The State appealed directly to the Supreme Court.
Writing for a unanimous Supreme Court, Justice Karmeier noted Ligon, which was decided earlier this year, and other cases which have established that the common-law definition of “dangerous weapon” found in the armed robbery statute is broader than the definition of “dangerous weapon” that is found in the armed violence statute. While the tin snips used by Hernandez qualify as a dangerous weapon under common-law because they are a tool that can be used to strike a victim, they do not qualify as a Category III “bludgeon,” as that term is defined in the armed violence statute. As a consequence, there was no violation of the proportionate penalties clause under the identical elements test.
Nor was the State judicially estopped from asserting that the armed robbery statute and section 33A-2 of the armed violence statute do not have identical elements. While the State took the factual position at trial that the tin snips were actually used as a dangerous weapon (as opposed to being a dangerous weapon in fact), the State’s argument in opposition to the defendant’s post-conviction petition was a legal argument. Because the equitable doctrine of judicial estoppel pertains to factually inconsistent positions in separate proceedings, the State’s position in the Supreme Court was not estopped by its arguments in the trial court.
People v. Cotto
By Kerry J. Bryson, Office of the State Appellate Defender
In 2008, Jesus Cotto was convicted of armed robbery and, due to his prior convictions, was sentenced as a habitual criminal to life imprisonment.
Trial evidence established that Cotto approached three minors while they were walking home from school, grabbed one of them, and forcefully took jewelry from one of them while displaying a gun. Cotto admitted taking the items but contended he did not have a gun.
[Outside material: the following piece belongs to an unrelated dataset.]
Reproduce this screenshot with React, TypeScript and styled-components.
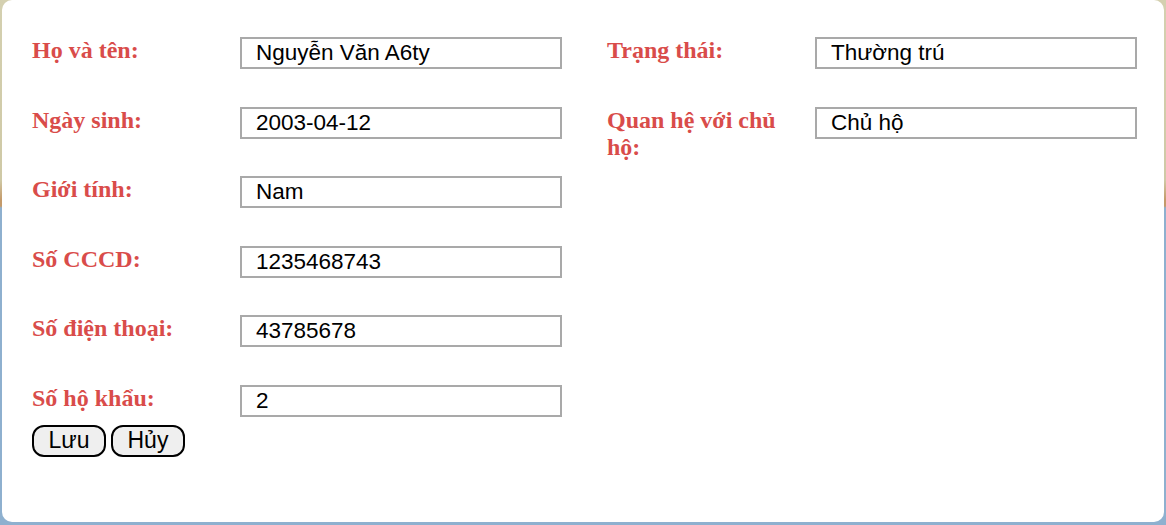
import React from "react";
import styled, { createGlobalStyle } from "styled-components";

const Global = createGlobalStyle`
  html, body {
    margin: 0;
    padding: 0;
  }
  body {
    background: linear-gradient(to bottom, #d4d0b0 0px, #cfc9a6 180px, #c49a6a 200px, #c49a6a 206px, #8eb0cf 208px, #8eb0cf 100%);
    font-family: "Liberation Sans", Arial, sans-serif;
  }
`;

const Page = styled.div`
  height: 525px;
  padding: 0 2px 3px 2px;
  box-sizing: border-box;
`;

const Card = styled.div`
  height: 522px;
  background: #ffffff;
  border-radius: 10px;
  box-sizing: border-box;
  padding: 37px 27px 0 30px;
`;

const Columns = styled.div`
  display: grid;
  grid-template-columns: 530px 530px;
  column-gap: 45px;
  align-items: start;
`;

const Column = styled.div`
  display: flex;
  flex-direction: column;
  gap: 37.6px;
`;

const Row = styled.div`
  display: grid;
  grid-template-columns: 208px 322px;
  align-items: start;
  min-height: 32px;
`;

const Label = styled.label`
  font-family: "Liberation Serif", "Times New Roman", serif;
  font-weight: bold;
  font-size: 24px;
  line-height: 27.6px;
  color: #d94c4a;
  padding-right: 20px;
`;

const Input = styled.input`
  box-sizing: border-box;
  width: 322px;
  height: 32px;
  border: 2px solid #a9a9a9;
  border-radius: 0;
  padding: 0 14px;
  font-family: "Liberation Sans", Arial, sans-serif;
  font-size: 22.5px;
  color: #000;
  background: #fff;
  outline: none;
`;

const Buttons = styled.div`
  display: flex;
  gap: 5px;
  margin-top: 8px;
`;

const Button = styled.button`
  box-sizing: border-box;
  height: 32px;
  padding: 0 14.5px;
  border: 2px solid #000;
  border-radius: 12px;
  background: #efefef;
  font-family: "Liberation Sans", Arial, sans-serif;
  font-size: 23px;
  color: #000;
  cursor: pointer;
`;

type Field = { label: string; value: string };

const left: Field[] = [
  { label: "Họ và tên:", value: "Nguyễn Văn A6ty" },
  { label: "Ngày sinh:", value: "2003-04-12" },
  { label: "Giới tính:", value: "Nam" },
  { label: "Số CCCD:", value: "1235468743" },
  { label: "Số điện thoại:", value: "43785678" },
  { label: "Số hộ khẩu:", value: "2" },
];

const right: Field[] = [
  { label: "Trạng thái:", value: "Thường trú" },
  { label: "Quan hệ với chủ hộ:", value: "Chủ hộ" },
];

const FieldRow = ({ f }: { f: Field }) => (
  <Row>
    <Label>{f.label}</Label>
    <Input defaultValue={f.value} />
  </Row>
);

export default function App() {
  return (
    <>
      <Global />
      <Page>
        <Card>
          <Columns>
            <Column>
              {left.map((f) => (
                <FieldRow key={f.label} f={f} />
              ))}
            </Column>
            <Column>
              {right.map((f) => (
                <FieldRow key={f.label} f={f} />
              ))}
            </Column>
          </Columns>
          <Buttons>
            <Button>Lưu</Button>
            <Button>Hủy</Button>
          </Buttons>
        </Card>
      </Page>
    </>
  );
}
In his postconviction petition, filed by privately retained counsel in 2011, Cotto alleged ineffective assistance of trial and appellate counsel on various grounds and asserted that he was denied due process when the trial court failed to explain his right to substitution of judge. The petition was advanced to the second stage, and the State filed a motion to dismiss arguing that the petition was untimely and failed to include any allegation that the untimely filing was not due to defendant’s culpable negligence and that defendant’s substantive claims were procedurally barred, unsupported, and failed to make a substantial showing of a constitutional violation. Defense counsel filed a response, explaining the petition’s untimeliness. Ultimately, the court allowed the State’s motion to dismiss without referencing the timeliness issue.
On appeal, Cotto argued that post-conviction counsel did not provide him with reasonable assistance because he failed to contest the State’s assertion that the petition was untimely. The appellate court rejected the argument, relying on another appellate court decision finding that the “reasonable assistance” standard does not apply to privately retained post-conviction counsel and stating that, even if it did, post-conviction counsel provided reasonable assistance here.
Recognizing a split among the districts on the question of whether privately retained post-conviction counsel is subject to the reasonable assistance standard, the Court resolved the issue in favor of holding all post-conviction counsel – retained and appointed – to the same standard (accepting the State’s concession on this point).
The Court went on to conclude that the reasonable assistance standard had been met by retained counsel in this matter, however, and affirmed the dismissal of defendant’s post-conviction petition.
People v. Grant
JUSTICE THOMAS delivered the judgment of the court, with opinion.
Chief Justice Garman and Justices Freeman, Kilbride, Karmeier, Burke, and Theis concurred in the judgment and opinion.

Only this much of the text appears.